World

Migrants hold up traffic, demand documents in Milan

Hundreds of migrants scuffled with police and briefly blocked a major road Monday in Milan in a protest against their living conditions.

'This home is not good, this home is not good,' one of the migrants shouted

More than 100,000 migrants have reached Italy so far this year by sea, according to an Italian Interior Ministry tally. (Awakening/Getty Images)

Hundreds of migrants scuffled with police and briefly blocked a major road Monday in Milan — Italy's financial capital — in a protest against their living conditions and their long wait for authorization to seek work.

Chanting "documents, documents," around 300 migrants held up traffic on a main route into the city. Riot police were called in to push the men back into their nearby temporary camp, where they are awaiting registration and identity papers.

"This home is not good, this home is not good," one of the migrants shouted. The protesters came primarily from Africa. 

This image shows some of the roughly 300 migrants, mainly from Eritrea, who arrived at a Milan train station in June with hopes of receiving help from authorities. (Olivier Morin/AFP/Getty Images)
More than 100,000 migrants have reached Italy so far this year by sea, according to an Italian Interior Ministry tally.

While many of the newcomers look to move swiftly to wealthier northern countries in Europe, at least 85,000 are housed in Italian shelters, often hoping for temporary documents that will let them seek work.

As in other European countries, the huge influx has created political tensions, with some opposition parties demanding a much more robust approach to tackling the issue of migrants.

"What the hell!
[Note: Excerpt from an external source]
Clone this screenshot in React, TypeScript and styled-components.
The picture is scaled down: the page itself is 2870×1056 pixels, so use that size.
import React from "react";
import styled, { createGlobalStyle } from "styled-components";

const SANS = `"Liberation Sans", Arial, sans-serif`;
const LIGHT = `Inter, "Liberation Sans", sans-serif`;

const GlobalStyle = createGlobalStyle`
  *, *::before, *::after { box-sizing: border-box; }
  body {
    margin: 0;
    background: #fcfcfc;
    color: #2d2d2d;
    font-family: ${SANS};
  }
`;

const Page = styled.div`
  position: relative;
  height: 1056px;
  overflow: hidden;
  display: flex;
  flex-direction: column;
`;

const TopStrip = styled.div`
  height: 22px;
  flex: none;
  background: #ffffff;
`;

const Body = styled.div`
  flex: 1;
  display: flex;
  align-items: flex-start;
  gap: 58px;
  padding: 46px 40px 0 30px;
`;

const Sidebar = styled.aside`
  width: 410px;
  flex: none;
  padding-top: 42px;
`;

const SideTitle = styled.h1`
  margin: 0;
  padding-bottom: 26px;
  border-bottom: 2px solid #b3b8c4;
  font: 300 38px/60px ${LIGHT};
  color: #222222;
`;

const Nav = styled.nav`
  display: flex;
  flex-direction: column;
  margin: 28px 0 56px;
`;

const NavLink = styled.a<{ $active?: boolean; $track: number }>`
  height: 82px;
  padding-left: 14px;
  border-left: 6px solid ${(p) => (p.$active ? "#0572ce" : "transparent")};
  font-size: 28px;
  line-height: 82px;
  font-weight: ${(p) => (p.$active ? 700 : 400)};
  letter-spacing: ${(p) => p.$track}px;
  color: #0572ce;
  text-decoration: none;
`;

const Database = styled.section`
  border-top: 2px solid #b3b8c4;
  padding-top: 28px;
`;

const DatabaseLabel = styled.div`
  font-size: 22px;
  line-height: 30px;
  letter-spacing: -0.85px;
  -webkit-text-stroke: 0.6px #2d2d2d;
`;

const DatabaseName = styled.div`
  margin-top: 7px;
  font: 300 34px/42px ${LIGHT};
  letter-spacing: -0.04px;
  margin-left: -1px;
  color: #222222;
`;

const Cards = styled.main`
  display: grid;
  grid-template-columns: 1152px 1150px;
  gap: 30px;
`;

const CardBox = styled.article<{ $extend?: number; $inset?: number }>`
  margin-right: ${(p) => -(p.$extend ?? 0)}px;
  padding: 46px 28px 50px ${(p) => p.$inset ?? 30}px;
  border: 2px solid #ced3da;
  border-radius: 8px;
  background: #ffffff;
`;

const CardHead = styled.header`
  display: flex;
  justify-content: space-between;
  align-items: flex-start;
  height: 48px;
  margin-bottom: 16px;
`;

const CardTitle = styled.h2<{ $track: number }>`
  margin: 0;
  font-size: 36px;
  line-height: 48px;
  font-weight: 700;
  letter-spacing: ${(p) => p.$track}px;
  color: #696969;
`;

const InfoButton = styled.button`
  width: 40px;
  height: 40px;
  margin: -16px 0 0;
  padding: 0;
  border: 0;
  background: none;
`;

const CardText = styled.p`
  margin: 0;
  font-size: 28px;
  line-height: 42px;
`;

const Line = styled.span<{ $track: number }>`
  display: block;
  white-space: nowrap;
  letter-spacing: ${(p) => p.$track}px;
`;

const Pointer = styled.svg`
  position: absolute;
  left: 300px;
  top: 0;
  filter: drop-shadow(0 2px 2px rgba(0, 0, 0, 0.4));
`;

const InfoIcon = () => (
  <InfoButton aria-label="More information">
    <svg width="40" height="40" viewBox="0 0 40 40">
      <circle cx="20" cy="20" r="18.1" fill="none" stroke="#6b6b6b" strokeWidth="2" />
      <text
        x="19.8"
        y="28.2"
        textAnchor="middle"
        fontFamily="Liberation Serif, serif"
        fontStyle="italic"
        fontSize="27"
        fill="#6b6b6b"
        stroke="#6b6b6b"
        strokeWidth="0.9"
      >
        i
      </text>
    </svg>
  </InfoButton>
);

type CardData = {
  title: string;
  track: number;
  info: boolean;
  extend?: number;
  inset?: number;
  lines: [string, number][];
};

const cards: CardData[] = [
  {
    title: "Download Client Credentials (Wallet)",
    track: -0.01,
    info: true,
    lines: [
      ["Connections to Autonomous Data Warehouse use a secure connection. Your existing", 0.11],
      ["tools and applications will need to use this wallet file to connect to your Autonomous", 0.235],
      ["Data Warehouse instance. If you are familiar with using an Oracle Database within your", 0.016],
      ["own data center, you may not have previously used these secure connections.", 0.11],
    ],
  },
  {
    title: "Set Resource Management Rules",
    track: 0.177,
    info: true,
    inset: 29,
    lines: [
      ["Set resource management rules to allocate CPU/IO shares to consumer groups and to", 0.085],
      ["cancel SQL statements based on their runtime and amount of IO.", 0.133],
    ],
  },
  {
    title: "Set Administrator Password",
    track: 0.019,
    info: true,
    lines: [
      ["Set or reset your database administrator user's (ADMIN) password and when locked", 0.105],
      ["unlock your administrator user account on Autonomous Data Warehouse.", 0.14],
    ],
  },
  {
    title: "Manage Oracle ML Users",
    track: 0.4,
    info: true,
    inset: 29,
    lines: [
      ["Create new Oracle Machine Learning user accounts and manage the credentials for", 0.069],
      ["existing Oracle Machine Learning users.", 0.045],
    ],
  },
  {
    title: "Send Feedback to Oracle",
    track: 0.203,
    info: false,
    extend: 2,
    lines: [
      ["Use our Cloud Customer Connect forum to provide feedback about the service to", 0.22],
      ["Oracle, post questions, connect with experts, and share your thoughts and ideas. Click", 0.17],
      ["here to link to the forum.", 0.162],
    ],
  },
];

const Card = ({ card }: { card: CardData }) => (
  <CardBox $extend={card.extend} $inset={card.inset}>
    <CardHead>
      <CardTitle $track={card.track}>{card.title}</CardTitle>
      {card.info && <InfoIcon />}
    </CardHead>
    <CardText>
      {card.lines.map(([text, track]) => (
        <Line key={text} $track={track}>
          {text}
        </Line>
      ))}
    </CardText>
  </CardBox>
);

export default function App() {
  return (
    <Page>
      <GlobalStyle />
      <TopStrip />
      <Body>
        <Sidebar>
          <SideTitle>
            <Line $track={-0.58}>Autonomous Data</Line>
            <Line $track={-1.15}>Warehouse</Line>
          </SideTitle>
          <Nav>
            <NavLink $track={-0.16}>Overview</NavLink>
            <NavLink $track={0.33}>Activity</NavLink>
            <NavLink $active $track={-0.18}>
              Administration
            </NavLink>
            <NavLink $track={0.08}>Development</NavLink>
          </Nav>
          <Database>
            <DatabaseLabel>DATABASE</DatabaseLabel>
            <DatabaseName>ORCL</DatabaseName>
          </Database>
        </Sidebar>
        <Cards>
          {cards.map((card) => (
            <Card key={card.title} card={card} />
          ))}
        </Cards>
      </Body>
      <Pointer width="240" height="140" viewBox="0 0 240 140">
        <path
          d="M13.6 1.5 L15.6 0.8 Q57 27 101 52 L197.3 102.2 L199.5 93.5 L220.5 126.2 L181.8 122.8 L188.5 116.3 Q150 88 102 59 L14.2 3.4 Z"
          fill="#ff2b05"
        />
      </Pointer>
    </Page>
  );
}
They are guests here who we are paying for and they are busting our balls," Matteo Salvini, the leader of the rightist Northern League party, wrote on his Facebook page after the Milan protest.

"I would put them on the first plane and send them all home," he added.

Salvini's anti-immigration rhetoric has helped turned the Northern League — a party traditionally rooted in the northern part of the country — into Italy's third-most popular political party.